A couple of years ago, when our book The Character-Based Leader was in progress, the authors (all 21 of us!) had vigorous debates about the definition of “leadership”. Many felt that leading with character was less about one’s job title and more about “who you are” as a person. We finally settled on this premise: leadership isn’t about the title you hold in your organization, it’s about who you are as a person (your demonstration of character) and how your external actions flow from you internal character to help you exert positive influence in your life.
According to research just published by the Institute for Corporate Productivity (ic4p), there is now empirical evidence that this concept of leadership-is-not-a-title is a key factor in creating what ic4p calls “High-Performing” organizations.
The research report “Next Practices for Global-Minded Organizations” (see a summary here), published last week, offers four “next practices” that companies seeking to be leaders in the global market must do.
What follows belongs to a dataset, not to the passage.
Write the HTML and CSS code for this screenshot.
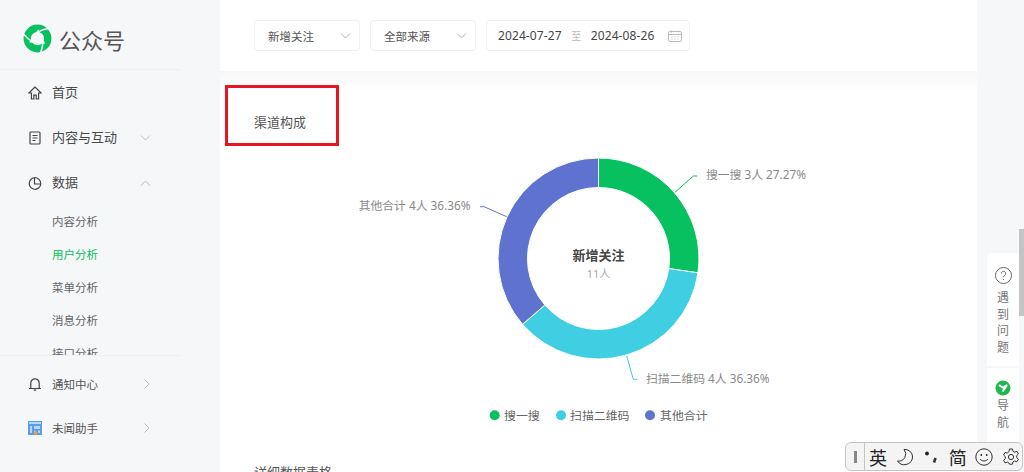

Next Practice #1 is “Define leaders by influence, not organization charts.” Bingo! This was a central theme of our book – that anybody can be a leader, not just those who have an official leadership title. Skeptics will say “It’s all well and good to say that ‘anybody’ can be a leader, but how does that play out in real life in everyday companies across the globe? Show me the proof that this matters.” Consider this research finding:
There is a correlation between the way a company defines “leadership” and its market performance
According to the research, companies who responded to the survey with a narrow definition of “leadership”, saying that “our organization defines ‘leadership’ as ‘at the vice president level or above’”, had a negative correlation to market performance. Companies with this narrowest leadership definition had the lowest market performance of the 1,200 survey respondents.
It’s interesting to consider that authors, consultants and business leaders have been talking about the “flattening of the hierarchy” for two decades. I view these research results as evidence that we are finally, albeit, slowly gaining traction on a truly upside down organization.
What do you think? How does your organization define leadership – by title or by the ability to influence?